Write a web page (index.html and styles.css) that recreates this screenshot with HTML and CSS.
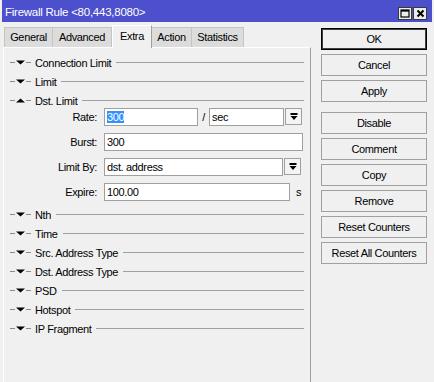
FILE: index.html
```html
<!DOCTYPE html>
<html lang="en">
<head>
  <meta charset="UTF-8">
  <title>Firewall Rule</title>
  <link rel="stylesheet" href="styles.css">
</head>
<body>
  <div class="window">
    <!-- Title bar -->
    <div class="titlebar">
      <span class="title">Firewall Rule &lt;80,443,8080&gt;</span>
      <div class="win-buttons">
        <span class="win-btn">
          <svg width="10" height="9" viewBox="0 0 10 9"><rect x="1" y="1" width="8" height="7" fill="none" stroke="#000" stroke-width="1.2"/><rect x="1" y="1" width="8" height="1.6" fill="#000"/></svg>
        </span>
        <span class="win-btn">
          <svg width="9" height="9" viewBox="0 0 9 9"><path d="M1.5 1.5 L7.5 7.5 M7.5 1.5 L1.5 7.5" stroke="#000" stroke-width="2"/></svg>
        </span>
      </div>
    </div>

    <div class="content">
      <div class="main">
        <!-- Tabs -->
        <div class="tabs">
          <div class="tab tab-general">General</div>
          <div class="tab tab-advanced">Advanced</div>
          <div class="tab tab-extra active">Extra</div>
          <div class="tab tab-action">Action</div>
          <div class="tab tab-statistics">Statistics</div>
        </div>

        <div class="panel">
          <div class="section">
            <svg class="toggle" width="21" height="9" viewBox="0 0 21 9"><path d="M0 4.5 H5 M16 4.5 H21" stroke="#8a8a8a"/><polygon points="6,2.5 15,2.5 10.5,6.5" fill="#000"/></svg>
            <span class="section-title">Connection Limit</span><span class="section-line"></span>
          </div>
          <div class="section">
            <svg class="toggle" width="21" height="9" viewBox="0 0 21 9"><path d="M0 4.5 H5 M16 4.5 H21" stroke="#8a8a8a"/><polygon points="6,2.5 15,2.5 10.5,6.5" fill="#000"/></svg>
            <span class="section-title">Limit</span><span class="section-line"></span>
          </div>
          <div class="section">
            <svg class="toggle" width="21" height="9" viewBox="0 0 21 9"><path d="M0 4.5 H5 M16 4.5 H21" stroke="#8a8a8a"/><polygon points="6,6.5 15,6.5 10.5,2.5" fill="#000"/></svg>
            <span class="section-title">Dst. Limit</span><span class="section-line"></span>
          </div>

          <!-- Dst. Limit fields -->
          <div class="fields">
            <div class="field">
              <span class="label">Rate:</span>
              <span class="input rate-input"><span class="selected">300</span></span>
              <span class="slash">/</span>
              <span class="input rate-unit">sec</span>
              <span class="drop-btn"><svg width="8" height="8" viewBox="0 0 8 8"><rect x="0.5" y="0" width="7" height="2" fill="#000"/><polygon points="0.5,3 7.5,3 4,7" fill="#000"/></svg></span>
            </div>
            <div class="field">
              <span class="label">Burst:</span>
              <span class="input burst-input">300</span>
            </div>
            <div class="field">
              <span class="label">Limit By:</span>
              <span class="input limit-input">dst. address</span>
              <span class="drop-btn"><svg width="8" height="8" viewBox="0 0 8 8"><rect x="0.5" y="0" width="7" height="2" fill="#000"/><polygon points="0.5,3 7.5,3 4,7" fill="#000"/></svg></span>
            </div>
            <div class="field">
              <span class="label">Expire:</span>
              <span class="input expire-input">100.00</span>
              <span class="unit">s</span>
            </div>
          </div>

          <div class="section">
            <svg class="toggle" width="21" height="9" viewBox="0 0 21 9"><path d="M0 4.5 H5 M16 4.5 H21" stroke="#8a8a8a"/><polygon points="6,2.5 15,2.5 10.5,6.5" fill="#000"/></svg>
            <span class="section-title">Nth</span><span class="section-line"></span>
          </div>
          <div class="section">
            <svg class="toggle" width="21" height="9" viewBox="0 0 21 9"><path d="M0 4.5 H5 M16 4.5 H21" stroke="#8a8a8a"/><polygon points="6,2.5 15,2.5 10.5,6.5" fill="#000"/></svg>
            <span class="section-title">Time</span><span class="section-line"></span>
          </div>
          <div class="section">
            <svg class="toggle" width="21" height="9" viewBox="0 0 21 9"><path d="M0 4.5 H5 M16 4.5 H21" stroke="#8a8a8a"/><polygon points="6,2.5 15,2.5 10.5,6.5" fill="#000"/></svg>
            <span class="section-title">Src. Address Type</span><span class="section-line"></span>
          </div>
          <div class="section">
            <svg class="toggle" width="21" height="9" viewBox="0 0 21 9"><path d="M0 4.5 H5 M16 4.5 H21" stroke="#8a8a8a"/><polygon points="6,2.5 15,2.5 10.5,6.5" fill="#000"/></svg>
            <span class="section-title">Dst. Address Type</span><span class="section-line"></span>
          </div>
          <div class="section">
            <svg class="toggle" width="21" height="9" viewBox="0 0 21 9"><path d="M0 4.5 H5 M16 4.5 H21" stroke="#8a8a8a"/><polygon points="6,2.5 15,2.5 10.5,6.5" fill="#000"/></svg>
            <span class="section-title">PSD</span><span class="section-line"></span>
          </div>
          <div class="section">
            <svg class="toggle" width="21" height="9" viewBox="0 0 21 9"><path d="M0 4.5 H5 M16 4.5 H21" stroke="#8a8a8a"/><polygon points="6,2.5 15,2.5 10.5,6.5" fill="#000"/></svg>
            <span class="section-title">Hotspot</span><span class="section-line"></span>
          </div>
          <div class="section">
            <svg class="toggle" width="21" height="9" viewBox="0 0 21 9"><path d="M0 4.5 H5 M16 4.5 H21" stroke="#8a8a8a"/><polygon points="6,2.5 15,2.5 10.5,6.5" fill="#000"/></svg>
            <span class="section-title">IP Fragment</span><span class="section-line"></span>
          </div>
        </div>
      </div>

      <!-- Side buttons -->
      <div class="side">
        <div class="btn btn-default">OK</div>
        <div class="btn">Cancel</div>
        <div class="btn btn-group-end">Apply</div>
        <div class="btn">Disable</div>
        <div class="btn">Comment</div>
        <div class="btn">Copy</div>
        <div class="btn">Remove</div>
        <div class="btn">Reset Counters</div>
        <div class="btn">Reset All Counters</div>
      </div>
    </div>
  </div>
</body>
</html>
```

FILE: styles.css
```css
/* General */
body {
  margin: 0;
  font-family: 'Liberation Sans', Arial, sans-serif;
  font-size: 11px;
  letter-spacing: -0.35px;
  color: #000;
  background-color: #f0f0f0;
}

.window {
  width: 434px;
  height: 382px;
  overflow: hidden;
  background-color: #f0f0f0;
}

/* Title bar */
.titlebar {
  height: 22px;
  margin: 0 2px;
  background-color: #4c50cc;
  display: flex;
  align-items: center;
  justify-content: space-between;
  padding: 0 5px 0 3px;
}

.title {
  color: #fff;
  font-size: 11.5px;
  letter-spacing: -0.25px;
  margin-top: 1px;
}

.win-buttons {
  display: flex;
  gap: 1px;
  margin-top: 5px;
}

.win-btn {
  width: 12px;
  height: 11px;
  border: 1px solid #3a3a3a;
  background-color: #ececec;
  display: flex;
  align-items: center;
  justify-content: center;
}

/* Main area */
.content {
  display: flex;
}

.main {
  width: 308px;
  margin-left: 3px;
}

.tabs {
  display: flex;
  align-items: flex-end;
  height: 22px;
  margin-top: 3px;
  padding-left: 1px;
}

.tab {
  height: 19px;
  line-height: 19px;
  text-align: center;
  background-color: #dcdcdc;
  border: 1px solid #c4c4c4;
  border-bottom: none;
  box-sizing: content-box;
}

.tab-general { width: 47px; }
.tab-advanced { width: 58px; border-left: none; }
.tab-extra { width: 38px; }
.tab-action { width: 39px; border-left: none; }
.tab-statistics { width: 51px; border-left: none; }

.tab.active {
  height: 22px;
  line-height: 20px;
  background-color: #f0f0f0;
  border-color: #fff #a0a0a0 #f0f0f0 #fff;
  position: relative;
  z-index: 1;
  margin-bottom: -1px;
}

.panel {
  height: 340px;
  border-top: 1px solid #fff;
  border-left: 1px solid #fff;
  border-right: 1px solid #a0a0a0;
  padding: 5px 6px 0 6px;
}

/* Collapsible sections */
.section {
  display: flex;
  align-items: center;
  height: 19px;
}

.toggle {
  flex-shrink: 0;
  margin-right: 4px;
}

.section-title {
  white-space: nowrap;
}

.section-line {
  flex: 1;
  height: 1px;
  margin-left: 5px;
  background-color: #a0a0a0;
}

/* Fields */
.fields {
  margin: -2px 0 4px -6px;
}

.field {
  display: flex;
  align-items: flex-start;
  height: 18px;
  margin-bottom: 7px;
}

.field:last-child {
  margin-bottom: 0;
}

.label {
  width: 93px;
  margin-right: 7px;
  text-align: right;
  line-height: 18px;
}

.input {
  height: 16px;
  line-height: 16px;
  border: 1px solid #a0a0a0;
  background-color: #fff;
  padding-left: 2px;
  box-sizing: content-box;
  white-space: nowrap;
}

.rate-input { width: 90px; }
.rate-unit { width: 71px; }
.burst-input { width: 195px; }
.limit-input { width: 175px; }
.expire-input { width: 182px; }

.selected {
  display: inline-block;
  line-height: 12px;
  background-color: #3390ff;
  color: #fff;
}

.slash {
  width: 11px;
  text-align: center;
  line-height: 18px;
}

.drop-btn {
  width: 15px;
  height: 15px;
  margin-left: 1px;
  border: 1px solid #a0a0a0;
  background-color: #f4f4f4;
  display: flex;
  align-items: center;
  justify-content: center;
}

.unit {
  margin-left: 6px;
  line-height: 18px;
}

/* Side buttons */
.side {
  width: 106px;
  margin-left: 10px;
  padding-top: 6px;
}

.btn {
  height: 20px;
  line-height: 20px;
  text-align: center;
  border: 1px solid #a0a0a0;
  background-color: #f0f0f0;
  margin-bottom: 4px;
}

.btn-default {
  border-color: #000;
  box-shadow: inset 0 0 0 1px #404040;
}

.btn-group-end {
  margin-bottom: 10px;
}
```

- - -

▶ [Instruction]:
Give the count of lines in the data shown above that contain "styles", and nothing else.

▶ [Full response]:
3